Parfois je m’arrête d’écrire, je vais ici ou là, je jardine songeant à Voltaire, puis d’autres écrivains voltigent autour de ma mémoire … viennent s’y mêler anciennes musiques, antiques propos, tableaux multiples, et vivant, vivant, je donne à tous ce qui leur manquait lorsqu’ils dormaient enclos dans leurs pages compilées ou accrochés aux cimaises des salles des pas perdus où la nuit, des gardiens très techniques, les surveillent du coin de l’œil, attentifs au moindre craquement. Mon esprit au présent les nourrit de ma vie : je veille à leur chevet et je ne parle plus, même la voix intérieure cesse de me dicter ses remuements. Peut-être l’art n’est-il là que pour faire taire la voix… non, c’est plutôt pour la faire parler autrement.
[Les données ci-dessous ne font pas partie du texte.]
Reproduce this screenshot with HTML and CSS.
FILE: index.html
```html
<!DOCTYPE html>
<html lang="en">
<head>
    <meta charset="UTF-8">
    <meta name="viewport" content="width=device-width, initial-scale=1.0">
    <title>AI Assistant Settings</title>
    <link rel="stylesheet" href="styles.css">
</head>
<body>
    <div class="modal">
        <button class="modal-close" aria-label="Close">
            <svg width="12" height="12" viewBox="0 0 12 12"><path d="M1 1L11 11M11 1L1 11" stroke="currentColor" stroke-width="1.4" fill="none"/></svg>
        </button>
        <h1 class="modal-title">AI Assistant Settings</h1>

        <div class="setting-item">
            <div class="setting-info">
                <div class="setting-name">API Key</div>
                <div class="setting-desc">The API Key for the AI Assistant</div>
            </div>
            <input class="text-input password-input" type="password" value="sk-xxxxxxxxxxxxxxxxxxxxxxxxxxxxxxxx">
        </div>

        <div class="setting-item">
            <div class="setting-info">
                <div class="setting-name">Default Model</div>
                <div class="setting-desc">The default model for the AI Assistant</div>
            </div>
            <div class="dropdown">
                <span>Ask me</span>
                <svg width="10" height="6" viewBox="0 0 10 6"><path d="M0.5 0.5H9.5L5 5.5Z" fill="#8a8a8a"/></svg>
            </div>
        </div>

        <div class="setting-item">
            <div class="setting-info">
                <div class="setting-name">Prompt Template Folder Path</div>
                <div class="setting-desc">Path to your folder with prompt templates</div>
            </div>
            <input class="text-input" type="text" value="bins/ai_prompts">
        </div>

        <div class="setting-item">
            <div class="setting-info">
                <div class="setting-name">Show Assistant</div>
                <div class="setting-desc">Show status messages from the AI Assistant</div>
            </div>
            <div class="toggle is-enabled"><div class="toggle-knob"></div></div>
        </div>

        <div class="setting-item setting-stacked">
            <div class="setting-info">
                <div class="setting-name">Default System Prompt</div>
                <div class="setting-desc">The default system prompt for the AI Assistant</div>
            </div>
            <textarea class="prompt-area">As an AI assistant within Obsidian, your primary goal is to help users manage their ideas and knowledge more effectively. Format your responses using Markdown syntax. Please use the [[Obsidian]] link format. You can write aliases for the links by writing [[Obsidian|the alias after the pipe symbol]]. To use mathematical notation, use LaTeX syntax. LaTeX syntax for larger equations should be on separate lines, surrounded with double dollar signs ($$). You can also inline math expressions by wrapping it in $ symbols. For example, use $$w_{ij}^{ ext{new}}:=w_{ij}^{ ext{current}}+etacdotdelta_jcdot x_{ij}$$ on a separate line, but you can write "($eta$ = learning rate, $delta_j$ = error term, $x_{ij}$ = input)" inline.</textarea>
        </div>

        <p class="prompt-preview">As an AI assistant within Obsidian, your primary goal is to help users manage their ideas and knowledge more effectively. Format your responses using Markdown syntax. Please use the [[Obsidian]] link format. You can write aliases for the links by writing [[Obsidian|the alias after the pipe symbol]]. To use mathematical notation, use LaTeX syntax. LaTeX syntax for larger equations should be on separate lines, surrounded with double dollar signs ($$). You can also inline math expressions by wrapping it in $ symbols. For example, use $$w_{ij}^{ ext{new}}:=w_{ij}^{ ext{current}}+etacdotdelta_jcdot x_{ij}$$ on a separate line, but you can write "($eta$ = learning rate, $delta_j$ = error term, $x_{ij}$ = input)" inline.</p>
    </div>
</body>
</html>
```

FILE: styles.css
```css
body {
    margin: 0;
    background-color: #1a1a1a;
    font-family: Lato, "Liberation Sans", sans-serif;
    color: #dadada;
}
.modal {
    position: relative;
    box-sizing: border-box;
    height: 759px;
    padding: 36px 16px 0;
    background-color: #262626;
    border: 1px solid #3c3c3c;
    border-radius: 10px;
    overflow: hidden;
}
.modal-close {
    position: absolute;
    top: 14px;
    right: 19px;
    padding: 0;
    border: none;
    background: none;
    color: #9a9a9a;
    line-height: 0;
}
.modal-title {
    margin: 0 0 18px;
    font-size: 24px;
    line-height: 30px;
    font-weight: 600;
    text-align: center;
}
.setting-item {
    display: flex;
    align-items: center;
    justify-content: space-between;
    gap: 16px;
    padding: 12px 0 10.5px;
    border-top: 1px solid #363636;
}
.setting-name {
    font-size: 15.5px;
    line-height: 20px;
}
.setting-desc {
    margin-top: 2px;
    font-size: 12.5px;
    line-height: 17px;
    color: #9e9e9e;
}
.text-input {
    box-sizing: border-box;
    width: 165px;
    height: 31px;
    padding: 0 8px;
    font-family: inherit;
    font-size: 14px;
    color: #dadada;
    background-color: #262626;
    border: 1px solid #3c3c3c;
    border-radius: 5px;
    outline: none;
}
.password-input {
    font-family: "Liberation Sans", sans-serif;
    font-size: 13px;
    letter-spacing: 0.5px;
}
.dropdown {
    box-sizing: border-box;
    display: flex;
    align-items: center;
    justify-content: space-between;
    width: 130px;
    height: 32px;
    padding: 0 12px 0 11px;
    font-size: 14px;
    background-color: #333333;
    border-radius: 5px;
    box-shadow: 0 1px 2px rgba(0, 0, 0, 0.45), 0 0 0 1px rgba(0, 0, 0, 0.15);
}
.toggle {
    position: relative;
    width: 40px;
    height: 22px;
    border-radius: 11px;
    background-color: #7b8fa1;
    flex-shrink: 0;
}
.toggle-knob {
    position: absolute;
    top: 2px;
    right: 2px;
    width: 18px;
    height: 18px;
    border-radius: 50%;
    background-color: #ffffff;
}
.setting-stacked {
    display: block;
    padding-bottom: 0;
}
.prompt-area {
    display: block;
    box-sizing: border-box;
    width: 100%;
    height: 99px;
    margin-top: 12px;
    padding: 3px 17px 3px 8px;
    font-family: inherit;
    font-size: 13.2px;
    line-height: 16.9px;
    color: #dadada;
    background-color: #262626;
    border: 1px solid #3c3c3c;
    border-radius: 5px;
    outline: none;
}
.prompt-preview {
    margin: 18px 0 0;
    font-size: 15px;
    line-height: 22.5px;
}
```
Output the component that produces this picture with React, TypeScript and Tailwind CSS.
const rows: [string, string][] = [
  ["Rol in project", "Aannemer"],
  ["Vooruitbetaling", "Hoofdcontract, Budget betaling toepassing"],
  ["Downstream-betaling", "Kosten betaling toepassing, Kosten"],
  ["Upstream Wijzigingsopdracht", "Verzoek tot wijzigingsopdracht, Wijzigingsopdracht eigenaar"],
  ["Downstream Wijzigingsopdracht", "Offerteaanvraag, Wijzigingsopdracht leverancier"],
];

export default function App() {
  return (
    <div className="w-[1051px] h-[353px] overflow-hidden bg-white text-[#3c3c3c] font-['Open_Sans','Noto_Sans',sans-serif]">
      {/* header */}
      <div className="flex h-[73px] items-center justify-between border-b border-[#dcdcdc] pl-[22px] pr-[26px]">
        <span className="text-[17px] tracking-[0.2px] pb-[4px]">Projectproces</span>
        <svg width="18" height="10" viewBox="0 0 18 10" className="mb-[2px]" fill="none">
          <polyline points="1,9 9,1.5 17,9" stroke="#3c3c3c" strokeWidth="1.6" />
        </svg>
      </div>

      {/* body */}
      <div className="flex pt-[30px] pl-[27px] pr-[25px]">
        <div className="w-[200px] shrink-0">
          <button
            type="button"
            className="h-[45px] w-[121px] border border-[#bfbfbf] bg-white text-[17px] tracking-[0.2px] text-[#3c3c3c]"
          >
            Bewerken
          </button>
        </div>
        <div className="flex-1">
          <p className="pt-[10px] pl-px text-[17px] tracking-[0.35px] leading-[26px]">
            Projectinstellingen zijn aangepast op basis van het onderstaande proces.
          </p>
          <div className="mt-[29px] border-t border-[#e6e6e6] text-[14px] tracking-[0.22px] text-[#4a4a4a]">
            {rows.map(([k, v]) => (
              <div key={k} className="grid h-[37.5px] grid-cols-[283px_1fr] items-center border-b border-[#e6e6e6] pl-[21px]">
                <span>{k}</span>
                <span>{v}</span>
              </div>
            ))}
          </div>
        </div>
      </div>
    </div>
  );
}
Depuis ce socle assuré j’aventure mes pas et le reste, les hontes, les humiliations, les terreurs n’existent plus ou à peine – au loin certes cela miroite là-bas d’éclats de lave obscure – à deux doigts, à vingt mètres un cerisier s’ouvre si bien, tu sais j’ai appris à entendre la brise passer sur les pétales, j’ai appris à deviner les pâleurs criantes à venir qui se marieront pourtant à l’océan du ciel, j’ai tant appris. La terre a beau m’attirer à elle, je me doute que j’entendrai encore bien des années les coups de ciseaux des martinets entre les murs dégrisés du couchant et le ressac qui manque tant au moment où je pose ces mots.
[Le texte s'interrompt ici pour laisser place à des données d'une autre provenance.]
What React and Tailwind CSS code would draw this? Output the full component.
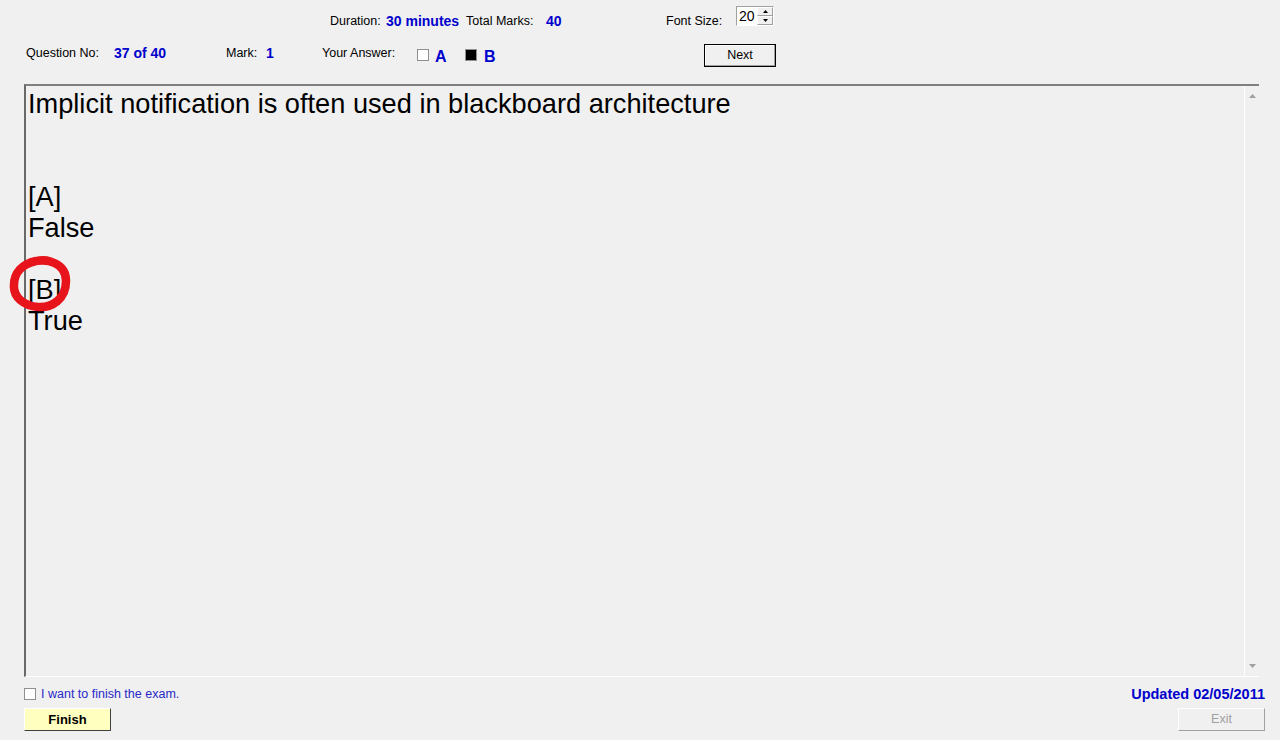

J’attends beaucoup des laisses qu’on aperçoit sur les plages, ma vie en dépend puisqu’après tout c’est le lieu où l’eau et le sol se touchent, déposant comme une culture naturelle des chefs d’œuvres d’argent vif que les enfants seuls ou presque apprécient alors que les contours sont au plus précieux de Cézanne, la ligne souple de Proust fidèle, le bord de la voix Debussy. Je souris : les laisses attestent que quand la mer se retire, mon enfant, la joie d’avoir été ne disparaît pas comme un souffle, elle flotte entre deux, tu vois, comme l’écriture et autres moments hallucinés des fondations qui demeurent et nous font demeurer.